### Instructions for the task
Reproduce the lines of the material exactly, excluding every image.

### Data block
[start]

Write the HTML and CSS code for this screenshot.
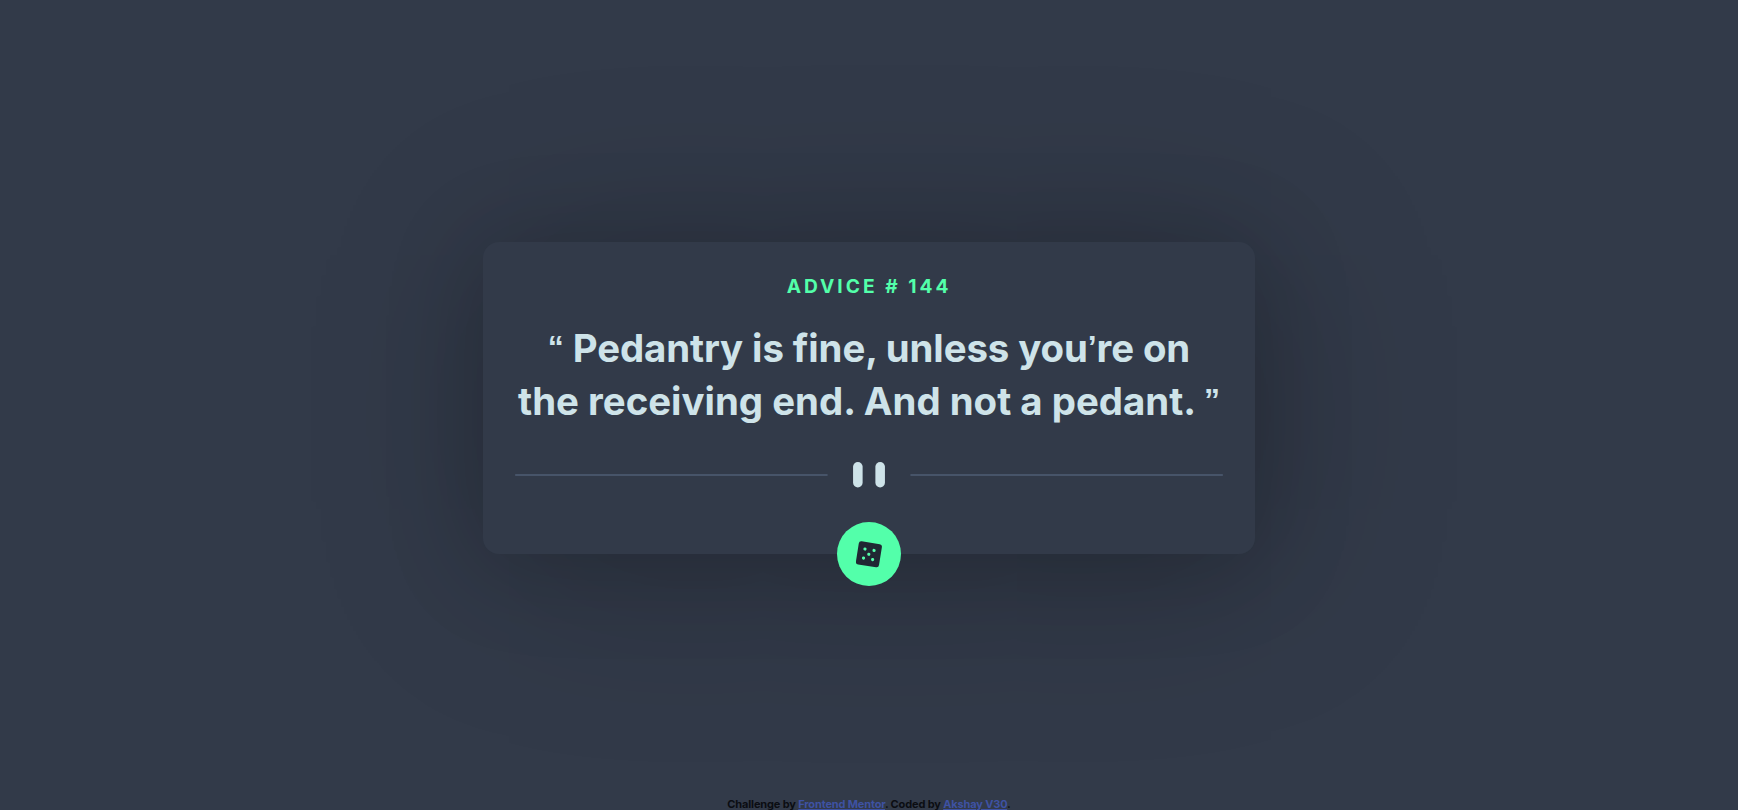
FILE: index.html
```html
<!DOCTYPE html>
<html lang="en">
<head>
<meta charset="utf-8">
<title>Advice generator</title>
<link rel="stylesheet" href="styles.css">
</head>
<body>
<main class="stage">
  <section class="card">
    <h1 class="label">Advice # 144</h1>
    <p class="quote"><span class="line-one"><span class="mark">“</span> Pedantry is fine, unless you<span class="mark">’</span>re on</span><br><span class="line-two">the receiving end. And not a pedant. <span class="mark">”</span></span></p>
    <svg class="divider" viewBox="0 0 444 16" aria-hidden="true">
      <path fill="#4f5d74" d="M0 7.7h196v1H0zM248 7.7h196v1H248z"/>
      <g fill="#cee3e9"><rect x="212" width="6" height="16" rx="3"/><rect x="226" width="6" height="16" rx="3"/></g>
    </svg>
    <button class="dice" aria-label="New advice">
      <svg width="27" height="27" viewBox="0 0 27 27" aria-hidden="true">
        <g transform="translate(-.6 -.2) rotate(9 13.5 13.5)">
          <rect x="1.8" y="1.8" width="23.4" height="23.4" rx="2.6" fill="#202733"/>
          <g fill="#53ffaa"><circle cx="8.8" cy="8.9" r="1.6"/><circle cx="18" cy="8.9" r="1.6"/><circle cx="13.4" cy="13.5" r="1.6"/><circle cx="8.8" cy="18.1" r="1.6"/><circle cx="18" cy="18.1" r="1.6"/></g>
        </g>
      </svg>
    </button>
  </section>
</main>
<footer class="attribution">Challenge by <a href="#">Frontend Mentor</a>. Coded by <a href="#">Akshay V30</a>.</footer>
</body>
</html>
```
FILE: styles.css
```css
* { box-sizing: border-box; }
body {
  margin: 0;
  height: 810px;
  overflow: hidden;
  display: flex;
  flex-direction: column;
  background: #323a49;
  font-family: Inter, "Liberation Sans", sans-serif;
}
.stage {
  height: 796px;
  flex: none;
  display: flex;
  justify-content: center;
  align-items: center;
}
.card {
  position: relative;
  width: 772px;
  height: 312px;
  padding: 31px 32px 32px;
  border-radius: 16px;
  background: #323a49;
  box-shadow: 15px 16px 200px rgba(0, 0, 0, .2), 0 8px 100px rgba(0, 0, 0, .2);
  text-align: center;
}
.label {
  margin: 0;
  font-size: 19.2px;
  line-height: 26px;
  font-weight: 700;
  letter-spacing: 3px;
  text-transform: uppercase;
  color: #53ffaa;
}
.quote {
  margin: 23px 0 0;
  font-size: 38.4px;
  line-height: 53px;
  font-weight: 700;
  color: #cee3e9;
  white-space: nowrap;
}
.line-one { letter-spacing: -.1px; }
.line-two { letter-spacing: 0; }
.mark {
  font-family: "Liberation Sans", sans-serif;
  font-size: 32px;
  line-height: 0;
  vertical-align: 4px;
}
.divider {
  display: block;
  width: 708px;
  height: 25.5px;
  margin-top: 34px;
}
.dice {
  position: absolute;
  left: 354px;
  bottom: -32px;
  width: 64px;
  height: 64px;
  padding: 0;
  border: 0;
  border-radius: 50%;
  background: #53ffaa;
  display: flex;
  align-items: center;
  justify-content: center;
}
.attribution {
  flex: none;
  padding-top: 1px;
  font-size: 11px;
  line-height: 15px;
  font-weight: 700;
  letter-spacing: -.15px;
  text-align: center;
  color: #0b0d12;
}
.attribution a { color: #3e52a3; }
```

[end]

### Response to the task
Write the HTML and CSS code for this screenshot.
FILE: index.html
```html
<!DOCTYPE html>
<html lang="en">
<head>
<meta charset="utf-8">
<title>Advice generator</title>
<link rel="stylesheet" href="styles.css">
</head>
<body>
<main class="stage">
  <section class="card">
    <h1 class="label">Advice # 144</h1>
    <p class="quote"><span class="line-one"><span class="mark">“</span> Pedantry is fine, unless you<span class="mark">’</span>re on</span><br><span class="line-two">the receiving end. And not a pedant. <span class="mark">”</span></span></p>
    <svg class="divider" viewBox="0 0 444 16" aria-hidden="true">
      <path fill="#4f5d74" d="M0 7.7h196v1H0zM248 7.7h196v1H248z"/>
      <g fill="#cee3e9"><rect x="212" width="6" height="16" rx="3"/><rect x="226" width="6" height="16" rx="3"/></g>
    </svg>
    <button class="dice" aria-label="New advice">
      <svg width="27" height="27" viewBox="0 0 27 27" aria-hidden="true">
        <g transform="translate(-.6 -.2) rotate(9 13.5 13.5)">
          <rect x="1.8" y="1.8" width="23.4" height="23.4" rx="2.6" fill="#202733"/>
          <g fill="#53ffaa"><circle cx="8.8" cy="8.9" r="1.6"/><circle cx="18" cy="8.9" r="1.6"/><circle cx="13.4" cy="13.5" r="1.6"/><circle cx="8.8" cy="18.1" r="1.6"/><circle cx="18" cy="18.1" r="1.6"/></g>
        </g>
      </svg>
    </button>
  </section>
</main>
<footer class="attribution">Challenge by <a href="#">Frontend Mentor</a>. Coded by <a href="#">Akshay V30</a>.</footer>
</body>
</html>
```
FILE: styles.css
```css
* { box-sizing: border-box; }
body {
  margin: 0;
  height: 810px;
  overflow: hidden;
  display: flex;
  flex-direction: column;
  background: #323a49;
  font-family: Inter, "Liberation Sans", sans-serif;
}
.stage {
  height: 796px;
  flex: none;
  display: flex;
  justify-content: center;
  align-items: center;
}
.card {
  position: relative;
  width: 772px;
  height: 312px;
  padding: 31px 32px 32px;
  border-radius: 16px;
  background: #323a49;
  box-shadow: 15px 16px 200px rgba(0, 0, 0, .2), 0 8px 100px rgba(0, 0, 0, .2);
  text-align: center;
}
.label {
  margin: 0;
  font-size: 19.2px;
  line-height: 26px;
  font-weight: 700;
  letter-spacing: 3px;
  text-transform: uppercase;
  color: #53ffaa;
}
.quote {
  margin: 23px 0 0;
  font-size: 38.4px;
  line-height: 53px;
  font-weight: 700;
  color: #cee3e9;
  white-space: nowrap;
}
.line-one { letter-spacing: -.1px; }
.line-two { letter-spacing: 0; }
.mark {
  font-family: "Liberation Sans", sans-serif;
  font-size: 32px;
  line-height: 0;
  vertical-align: 4px;
}
.divider {
  display: block;
  width: 708px;
  height: 25.5px;
  margin-top: 34px;
}
.dice {
  position: absolute;
  left: 354px;
  bottom: -32px;
  width: 64px;
  height: 64px;
  padding: 0;
  border: 0;
  border-radius: 50%;
  background: #53ffaa;
  display: flex;
  align-items: center;
  justify-content: center;
}
.attribution {
  flex: none;
  padding-top: 1px;
  font-size: 11px;
  line-height: 15px;
  font-weight: 700;
  letter-spacing: -.15px;
  text-align: center;
  color: #0b0d12;
}
.attribution a { color: #3e52a3; }
```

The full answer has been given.